Work with me here midcam. I'm trying to remember a Supreme Court nomination where the opposition party jumped for joy and didn't question it at all...
 
empathy

I willingly accept that we who judge must not deny the differences resulting from experience and heritage but attempt, as the Supreme Court suggests, continuously to judge when those opinions, sympathies and prejudices are appropriate."

Judge Sonia Sotomayor

.

When are they ever appropriate?
 

Having read through it my take is this:

The more public the hearings have become the more grandstanding and political strategy have been employed. Combine that with special interest groups becoming more involved in the proccess and voila` a recipe for public displays of uncivility!
 
Her job is to interpret and follow the law, not to rule by emotions.

Yes it is and both are fine jurist. The Sotomayor nomination is just going to be Washington partisanship at it's finest. Most of it however is posturing just as the left postured when Alito was nominated. She shouldn't have to much problem in getting confirmed. Not unless she does something incredibly stupid and this is not a stupid woman.
 
Her job is to interpret and follow the law, not to rule by emotions.

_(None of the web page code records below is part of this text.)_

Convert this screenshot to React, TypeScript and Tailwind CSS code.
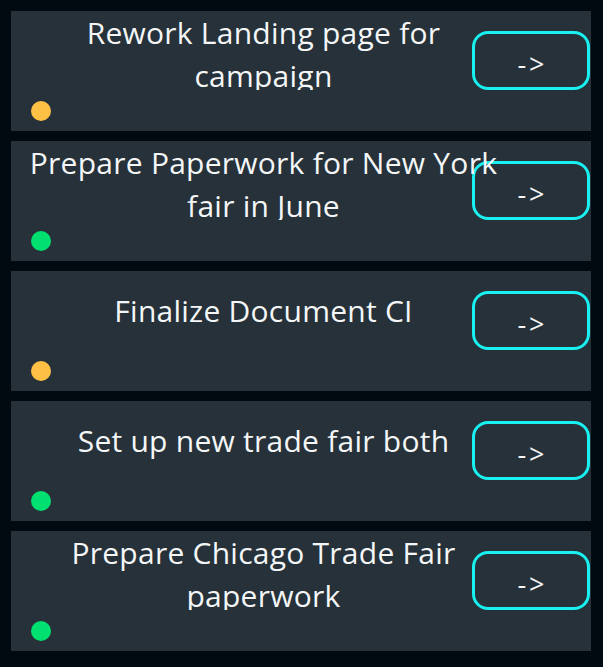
import React from "react";

type Task = { title: string; color: string };

const tasks: Task[] = [
  { title: "Rework Landing page for campaign", color: "bg-[#ffc145]" },
  { title: "Prepare Paperwork for New York fair in June", color: "bg-[#00e070]" },
  { title: "Finalize Document CI", color: "bg-[#ffc145]" },
  { title: "Set up new trade fair both", color: "bg-[#00e070]" },
  { title: "Prepare Chicago Trade Fair paperwork", color: "bg-[#00e070]" },
];

function Card({ task }: { task: Task }) {
  return (
    <div className="flex h-[120px] flex-col bg-[#263139]">
      <div className="flex h-[79px] items-end">
        <div className="relative z-10 ml-[12px] flex h-[79px] w-[481px] shrink-0 flex-col overflow-hidden">
          <p className="my-auto text-center text-[30px] leading-[43px] tracking-[0.25px] text-[#f4f6f7]">{task.title}</p>
        </div>
        <button className="ml-[-32px] flex h-[59px] w-[118px] shrink-0 items-center justify-center rounded-[16px] border-[3px] border-[#19f0f0] pt-[6px] pl-[3px] text-[27px] leading-none tracking-[3px] text-[#f4f6f7]">
          -&gt;
        </button>
      </div>
      <div className={`ml-[20px] mt-[11px] h-[20px] w-[20px] rounded-full ${task.color}`} />
    </div>
  );
}

export default function App() {
  return (
    <div className="min-h-[667px] bg-[#010a11] pt-[11px] pb-[16px]" style={{ fontFamily: '"Open Sans", "Noto Sans", sans-serif' }}>
      <div className="ml-[11px] flex w-[580px] flex-col gap-[10px]">
        {tasks.map((t) => (
          <Card key={t.title} task={t} />
        ))}
      </div>
    </div>
  );
}
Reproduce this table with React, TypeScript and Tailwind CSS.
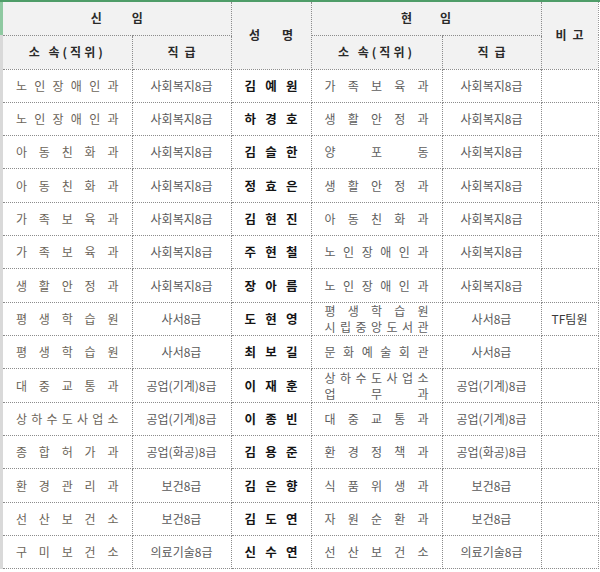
const rows: [string[], string, string, string[], string, string][] = [
  [["노인장애인과"], "사회복지8급", "김예원", ["가족보육과"], "사회복지8급", ""],
  [["노인장애인과"], "사회복지8급", "하경호", ["생활안정과"], "사회복지8급", ""],
  [["아동친화과"], "사회복지8급", "김슬한", ["양포동"], "사회복지8급", ""],
  [["아동친화과"], "사회복지8급", "정효은", ["생활안정과"], "사회복지8급", ""],
  [["가족보육과"], "사회복지8급", "김현진", ["아동친화과"], "사회복지8급", ""],
  [["가족보육과"], "사회복지8급", "주현철", ["노인장애인과"], "사회복지8급", ""],
  [["생활안정과"], "사회복지8급", "장아름", ["노인장애인과"], "사회복지8급", ""],
  [["평생학습원"], "사서8급", "도현영", ["평생학습원", "시립중앙도서관"], "사서8급", "TF팀원"],
  [["평생학습원"], "사서8급", "최보길", ["문화예술회관"], "사서8급", ""],
  [["대중교통과"], "공업(기계)8급", "이재훈", ["상하수도사업소", "업무과"], "공업(기계)8급", ""],
  [["상하수도사업소"], "공업(기계)8급", "이종빈", ["대중교통과"], "공업(기계)8급", ""],
  [["종합허가과"], "공업(화공)8급", "김용준", ["환경정책과"], "공업(화공)8급", ""],
  [["환경관리과"], "보건8급", "김은향", ["식품위생과"], "보건8급", ""],
  [["선산보건소"], "보건8급", "김도연", ["자원순환과"], "보건8급", ""],
  [["구미보건소"], "의료기술8급", "신수연", ["선산보건소"], "의료기술8급", ""],
];

function Spread({ text, className }: { text: string; className: string }) {
  return (
    <div className={`flex justify-between ${className}`}>
      {[...text].map((c, i) => (
        <span key={i}>{c}</span>
      ))}
    </div>
  );
}

const cell = "border border-dotted border-[#8c8c8c] p-0 align-middle";

export default function App() {
  return (
    <div
      className="w-[600px] h-[572px] bg-white overflow-hidden border-t-2 border-[#4f9d69]"
      style={{ fontFamily: '"Noto Sans CJK KR", "Noto Sans", sans-serif' }}
    >
      <div className="flex">
        {/* row header strip */}
        <div className="w-[3px] flex flex-col shrink-0">
          <div className="h-[33px] bg-[#8fc9a1]" />
          <div className="flex-1 bg-[#d9d9d9]" />
        </div>

        <table className="table-fixed border-collapse w-[595px] text-[12px] leading-[16px]">
          <colgroup>
            <col className="w-[129px]" />
            <col className="w-[99px]" />
            <col className="w-[80px]" />
            <col className="w-[131px]" />
            <col className="w-[99px]" />
            <col className="w-[57px]" />
          </colgroup>
          <thead className="bg-[#f2f2f2] text-[#2a2a2a] font-bold">
            <tr className="h-[33px]">
              <th colSpan={2} className={`${cell} border-t-0 border-l-0`}>
                <div className="flex justify-center gap-[30px]">
                  <span>신</span>
                  <span>임</span>
                </div>
              </th>
              <th rowSpan={2} className={`${cell} border-t-0`}>
                <div className="flex justify-center gap-[22px]">
                  <span>성</span>
                  <span>명</span>
                </div>
              </th>
              <th colSpan={2} className={`${cell} border-t-0`}>
                <div className="flex justify-center gap-[28px]">
                  <span>현</span>
                  <span>임</span>
                </div>
              </th>
              <th rowSpan={2} className={`${cell} border-t-0 border-r border-r-[#9a9a9a]`}>
                <div className="flex justify-center gap-[6px]">
                  <span>비</span>
                  <span>고</span>
                </div>
              </th>
            </tr>
            <tr className="h-[34px]">
              <th className={`${cell} border-l-0 tracking-[3px]`}>소 속(직위)</th>
              <th className={`${cell}`}>
                <div className="flex justify-center gap-[6px]">
                  <span>직</span>
                  <span>급</span>
                </div>
              </th>
              <th className={`${cell} tracking-[3px]`}>소 속(직위)</th>
              <th className={`${cell}`}>
                <div className="flex justify-center gap-[6px]">
                  <span>직</span>
                  <span>급</span>
                </div>
              </th>
            </tr>
          </thead>
          <tbody>
            {rows.map(([from, fromGrade, name, to, toGrade, note], i) => (
              <tr key={i} className="h-[33.33px]">
                <td className={`${cell} border-l-0 text-[#6b6459]`}>
                  {from.map((t) => (
                    <Spread key={t} text={t} className="px-[13px]" />
                  ))}
                </td>
                <td className={`${cell} text-center text-[#5a5a5a]`}>{fromGrade}</td>
                <td className={`${cell} font-bold text-[#141414] text-[12.5px]`}>
                  <Spread text={name} className="px-[13px]" />
                </td>
                <td className={`${cell} text-[#5e5e5e]`}>
                  {to.map((t) => (
                    <Spread key={t} text={t} className="px-[13px]" />
                  ))}
                </td>
                <td className={`${cell} text-center text-[#5a5a5a]`}>{toGrade}</td>
                <td className={`${cell} text-center text-[#3a3a3a] border-r border-r-[#9a9a9a]`}>
                  {note}
                </td>
              </tr>
            ))}
          </tbody>
        </table>
      </div>
    </div>
  );
}
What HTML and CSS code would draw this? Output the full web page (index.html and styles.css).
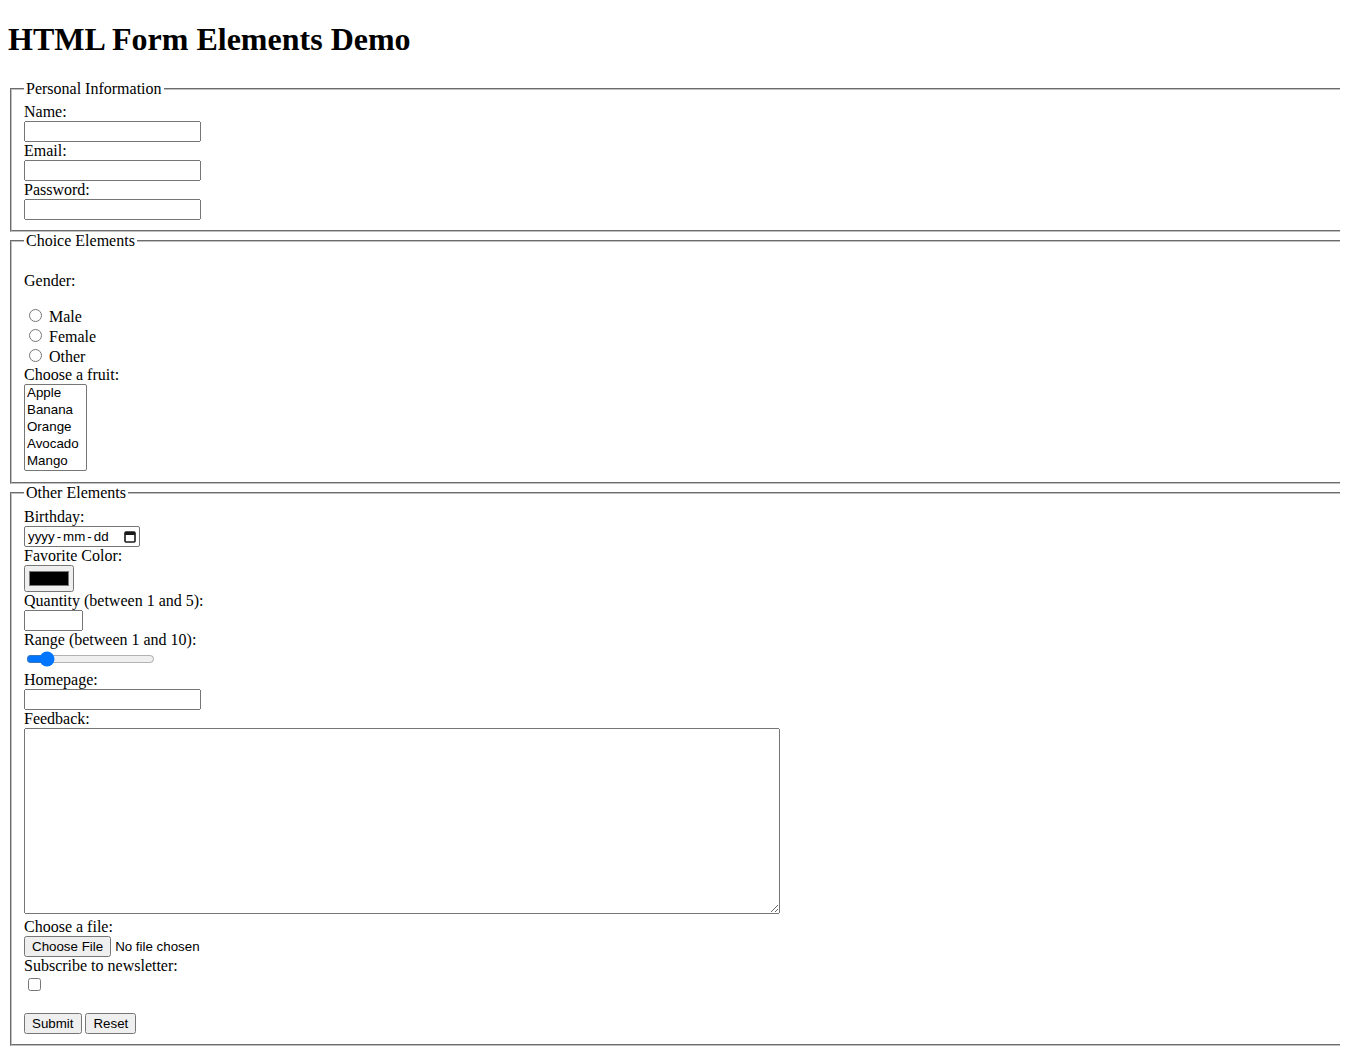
FILE: index.html
```html
<!DOCTYPE html>
<html lang="en">
<head>
<meta charset="utf-8">
<title>HTML Form Elements Demo</title>
<link rel="stylesheet" href="styles.css">
</head>
<body>
<h1>HTML Form Elements Demo</h1>
<form>
<fieldset class="group">
<legend>Personal Information</legend>
<label for="name">Name:</label><br>
<input class="text-field" type="text" id="name" name="name"><br>
<label for="email">Email:</label><br>
<input class="text-field" type="email" id="email" name="email"><br>
<label for="password">Password:</label><br>
<input class="text-field" type="password" id="password" name="password">
</fieldset>
<fieldset class="group">
<legend>Choice Elements</legend>
<p>Gender:</p>
<input class="radio" type="radio" id="male" name="gender" value="male"> <label for="male">Male</label><br>
<input class="radio" type="radio" id="female" name="gender" value="female"> <label for="female">Female</label><br>
<input class="radio" type="radio" id="other" name="gender" value="other"> <label for="other">Other</label><br>
<label for="fruit">Choose a fruit:</label><br>
<select class="fruit-list" id="fruit" name="fruit" size="5">
<option>Apple</option>
<option>Banana</option>
<option>Orange</option>
<option>Avocado</option>
<option>Mango</option>
</select>
</fieldset>
<fieldset class="group">
<legend>Other Elements</legend>
<label for="birthday">Birthday:</label><br>
<span class="date-field" id="birthday" role="textbox" aria-label="Birthday"><span class="date-part">yyyy</span><span class="date-sep">-</span><span class="date-part">mm</span><span class="date-sep">-</span><span class="date-part">dd</span><svg class="cal-icon" width="12" height="13" viewBox="0 0 12 13" aria-hidden="true"><rect x="1" y="2" width="10" height="10" rx="1" fill="none" stroke="#1a1a1a" stroke-width="1.6"/><rect x="1" y="2" width="10" height="3" fill="#1a1a1a"/></svg></span><br>
<label for="color">Favorite Color:</label><br>
<input class="color-field" type="color" id="color" name="color"><br>
<label for="quantity">Quantity (between 1 and 5):</label><br>
<input class="number-field" type="number" id="quantity" name="quantity" min="1" max="5"><br>
<label for="range">Range (between 1 and 10):</label><br>
<input class="range-field" type="range" id="range" name="range" min="1" max="10" value="2"><br>
<label for="homepage">Homepage:</label><br>
<input class="text-field" type="url" id="homepage" name="homepage"><br>
<label for="feedback">Feedback:</label><br>
<textarea class="feedback" id="feedback" name="feedback"></textarea><br>
<label for="file">Choose a file:</label><br>
<input class="file-field" type="file" id="file" name="file"><br>
<label for="subscribe">Subscribe to newsletter:</label><br>
<input class="checkbox" type="checkbox" id="subscribe" name="subscribe"><br><br>
<input class="btn btn-submit" type="submit" value="Submit">
<input class="btn" type="reset" value="Reset">
</fieldset>
</form>
</body>
</html>
```
FILE: styles.css
```css
html {
  background: #ffffff;
  overflow: hidden;
}
body {
  margin: 8px;
  font-family: "Liberation Serif", "Times New Roman", serif;
  font-size: 16px;
  color: #000;
}
h1 {
  font-size: 2em;
  margin: 13.44px 0 21.44px;
}
.group {
  box-sizing: border-box;
  width: calc(100% + 40px);
  margin: 0 2px;
  padding: 0.35em 0.75em 0.625em;
  border: 2px groove #c0c0c0;
}
input, select, textarea, button {
  font-family: "Liberation Sans", Arial, sans-serif;
  font-size: 13.3333px;
}
.text-field {
  box-sizing: border-box;
  width: 177px;
  height: 21px;
}
.fruit-list {
  width: 63px;
}
.date-field {
  box-sizing: border-box;
  display: inline-flex;
  align-items: center;
  width: 116px;
  height: 21px;
  padding: 0 3px 0 3px;
  border: 1px solid #767676;
  border-radius: 2px;
  font-family: "Liberation Sans", Arial, sans-serif;
  font-size: 13.3333px;
  color: #000;
  vertical-align: bottom;
  cursor: text;
}
.date-part {
  line-height: 15px;
}
.date-sep {
  margin: 0 2px;
  line-height: 15px;
}
.cal-icon {
  margin-left: auto;
  flex: none;
}
.number-field {
  box-sizing: border-box;
  width: 59px;
  height: 21px;
}
.feedback {
  box-sizing: border-box;
  width: 756px;
  height: 186px;
}
.btn-submit {
  padding-right: 7px;
  margin-right: -1px;
}
```
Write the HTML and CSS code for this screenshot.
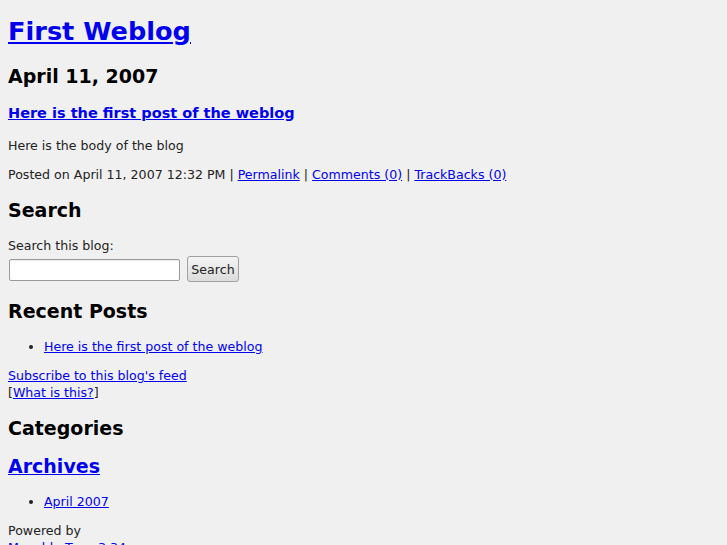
FILE: index.html
```html
<!DOCTYPE html>
<html>
<head>
<meta charset="utf-8">
<title>First Weblog</title>
<link rel="stylesheet" href="styles.css">
</head>
<body>
<div class="container">
  <div class="banner">
    <h1 class="blog-title"><a href="#">First Weblog</a></h1>
  </div>
  <div class="content">
    <h2 class="date-header">April 11, 2007</h2>
    <div class="entry">
      <h3 class="entry-header"><a href="#">Here is the first post of the weblog</a></h3>
      <div class="entry-body"><p>Here is the body of the blog</p></div>
      <p class="entry-footer">Posted on April 11, 2007 12:32 PM | <a href="#">Permalink</a> | <a href="#">Comments (0)</a> | <a href="#">TrackBacks (0)</a></p>
    </div>
  </div>
  <div class="sidebar">
    <h2 class="module-header">Search</h2>
    <form class="search-form">
      <label class="search-label" for="search">Search this blog:</label>
      <div class="search-row">
        <input class="search-input" id="search" type="text">
        <button class="search-button" type="button">Search</button>
      </div>
    </form>
    <h2 class="module-header">Recent Posts</h2>
    <ul class="module-list">
      <li><a href="#">Here is the first post of the weblog</a></li>
    </ul>
    <div class="feed">
      <a href="#">Subscribe to this blog's feed</a><br>
      [<a href="#">What is this?</a>]
    </div>
    <h2 class="module-header">Categories</h2>
    <h2 class="module-header"><a href="#">Archives</a></h2>
    <ul class="module-list">
      <li><a href="#">April 2007</a></li>
    </ul>
    <div class="powered">Powered by<br><a href="#">Movable Type 3.34</a></div>
  </div>
</div>
</body>
</html>
```
FILE: styles.css
```css
html {
  background: #f0f0f0;
}
body {
  margin: 8px;
  font-family: "DejaVu Sans", Verdana, sans-serif;
  font-size: 12.6px;
  line-height: 17px;
  color: #222;
  background: #f0f0f0;
}
a {
  color: #0000ee;
}
h1, h2, h3 {
  color: #000;
  font-weight: bold;
}
.blog-title {
  font-size: 25.6px;
  line-height: 30px;
  margin: 8px 0 19px;
}
.date-header, .module-header {
  font-size: 19px;
  line-height: 22px;
  margin: 16px 0;
}
.entry-header {
  font-size: 14.5px;
  line-height: 17px;
  margin: 17.5px 0 15px;
}
p {
  margin: 12px 0;
}
.search-form {
  margin: 0;
}
.search-label {
  display: block;
}
.search-row {
  display: flex;
  align-items: flex-end;
  margin: 2.5px 0 18px;
}
.search-input {
  box-sizing: border-box;
  width: 171px;
  height: 22px;
  margin: 0 0 1px 1px;
  padding: 1px 3px;
  border: 1px solid #9a9a9a;
  border-radius: 2px;
  background: #fff;
  box-shadow: inset 0 1px 1px rgba(0, 0, 0, 0.08);
}
.search-button {
  box-sizing: border-box;
  margin-left: 7px;
  height: 26px;
  width: 52px;
  padding: 0;
  font-family: "DejaVu Sans", sans-serif;
  font-size: 12.6px;
  color: #222;
  border: 1px solid #a0a0a0;
  border-radius: 3px;
  background: linear-gradient(#f4f4f4, #dcdcdc);
}
.module-list {
  margin: 12px 0;
  padding-left: 36px;
}
.powered {
  margin-top: 12px;
}
```
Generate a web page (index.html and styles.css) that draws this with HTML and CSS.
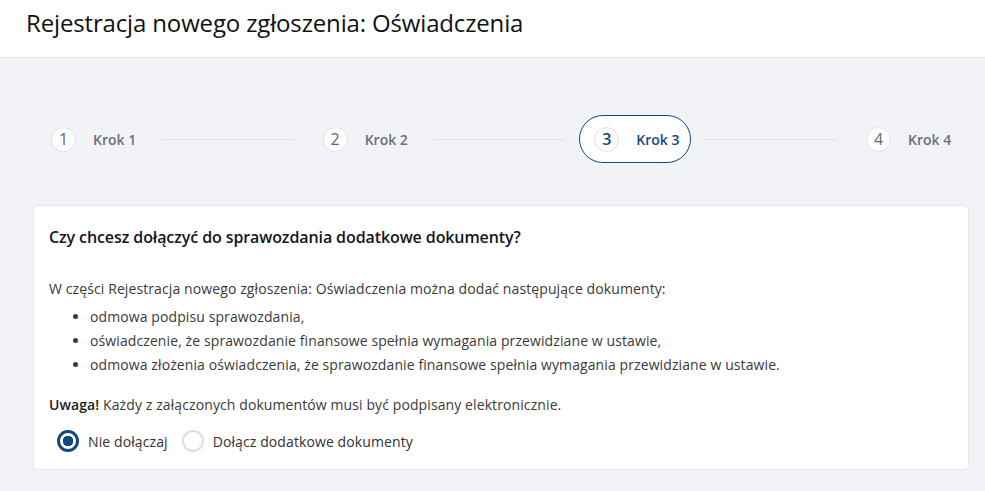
FILE: index.html
```html
<!DOCTYPE html>
<html lang="pl">
<head>
    <meta charset="UTF-8">
    <title>Rejestracja nowego zgłoszenia: Oświadczenia</title>
    <link rel="stylesheet" href="styles.css">
</head>
<body>
    <header class="page-header">
        <h1>Rejestracja nowego zgłoszenia: Oświadczenia</h1>
    </header>

    <main class="content">
        <ol class="stepper">
            <li class="step"><span class="step-num">1</span><span class="step-label">Krok 1</span></li>
            <li class="step-line"></li>
            <li class="step"><span class="step-num">2</span><span class="step-label">Krok 2</span></li>
            <li class="step-line"></li>
            <li class="step active"><span class="step-num">3</span><span class="step-label">Krok 3</span></li>
            <li class="step-line"></li>
            <li class="step"><span class="step-num">4</span><span class="step-label">Krok 4</span></li>
        </ol>

        <section class="card">
            <h2>Czy chcesz dołączyć do sprawozdania dodatkowe dokumenty?</h2>
            <p>W części Rejestracja nowego zgłoszenia: Oświadczenia można dodać następujące dokumenty:</p>
            <ul class="doc-list">
                <li>odmowa podpisu sprawozdania,</li>
                <li>oświadczenie, że sprawozdanie finansowe spełnia wymagania przewidziane w ustawie,</li>
                <li>odmowa złożenia oświadczenia, że sprawozdanie finansowe spełnia wymagania przewidziane w ustawie.</li>
            </ul>
            <p class="note"><strong>Uwaga!</strong> Każdy z załączonych dokumentów musi być podpisany elektronicznie.</p>
            <div class="radios">
                <label class="radio checked"><span class="radio-dot"></span>Nie dołączaj</label>
                <label class="radio"><span class="radio-dot"></span>Dołącz dodatkowe dokumenty</label>
            </div>
        </section>
    </main>
</body>
</html>
```

FILE: styles.css
```css
body, html {
    margin: 0;
    height: 100%;
    font-family: 'Open Sans', sans-serif;
    background: #f2f3f6;
    color: #222;
    overflow: hidden;
}
.page-header {
    background: #fff;
    height: 58px;
    border-bottom: 1px solid #e6e8ec;
    padding: 0 26px 13px;
    box-sizing: border-box;
    display: flex;
    align-items: center;
}
h1 {
    margin: 0;
    font-size: 24px;
    font-weight: 500;
    color: #111;
    letter-spacing: -0.15px;
}
.content {
    padding: 57px 16px 0 33px;
}

/* stepper */
.stepper {
    list-style: none;
    margin: 0 6px 0 3px;
    padding: 0;
    display: flex;
    align-items: center;
}
.step {
    width: 112px;
    height: 48px;
    box-sizing: border-box;
    border: 1px solid transparent;
    border-radius: 24px;
    display: flex;
    align-items: center;
    padding-left: 14px;
    color: #6b6f76;
    font-size: 14px;
    font-weight: 600;
}
.step-num {
    width: 25px;
    height: 25px;
    box-sizing: border-box;
    border-radius: 50%;
    border: 1px solid #dfe1e6;
    background: #fff;
    display: flex;
    align-items: center;
    justify-content: center;
    font-size: 16px;
    font-weight: 400;
    color: #666;
    margin-right: 17px;
}
.step.active {
    background: #fff;
    border-color: #12477f;
    color: #12477f;
}
.step.active .step-num {
    color: #12477f;
    font-weight: 600;
}
.step-line {
    flex: 1;
    height: 1px;
    background: #dcdfe4;
    margin: 0 14px;
}

/* card */
.card {
    margin-top: 42px;
    background: #fff;
    border: 1px solid #e4e6ea;
    border-radius: 5px;
    padding: 20px 15px 17px;
    font-size: 14px;
    letter-spacing: 0.1px;
    color: #3a3a3a;
}
h2 {
    margin: 0 0 29px;
    font-size: 16px;
    font-weight: 600;
    letter-spacing: -0.1px;
    color: #14161c;
}
.card p {
    margin: 0;
    line-height: 24px;
}
.doc-list {
    margin: 4px 0 16px;
    padding-left: 41px;
}
.doc-list li {
    line-height: 24px;
}
.note strong {
    font-weight: 600;
    color: #222;
}
.radios {
    display: flex;
    gap: 14px;
    margin-top: 13px;
    padding-left: 8px;
}
.radio {
    display: flex;
    align-items: center;
    gap: 9px;
    color: #333;
}
.radio-dot {
    width: 22px;
    height: 22px;
    box-sizing: border-box;
    border-radius: 50%;
    border: 2px solid #dcdee3;
    background: #fff;
}
.radio.checked .radio-dot {
    border-color: #12477f;
    border-width: 3px;
    background: radial-gradient(circle, #12477f 0 5px, #fff 5.5px);
}
```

Then you must be spitting nails over Alito's words. :cof1:

When I get a case about discrimination, I have to think about people in my own family who suffered discrimination because of their ethnic background or because of religion or because of gender. And I do take that into account.
 
I believe Obama tried to filibuster the Alito nomination for the very same thing. The hypocrite. :D

Then you must be spitting nails over Alito's words. :cof1:

When I get a case about discrimination, I have to think about people in my own family who suffered discrimination because of their ethnic background or because of religion or because of gender. And I do take that into account.
 
Work with me here midcam. I'm trying to remember a Supreme Court nomination where the opposition party jumped for joy and didn't question it at all...

I suppose it depends on what you mean by that, but in recent memory Roberts was fairly well received on both sides of the aisle.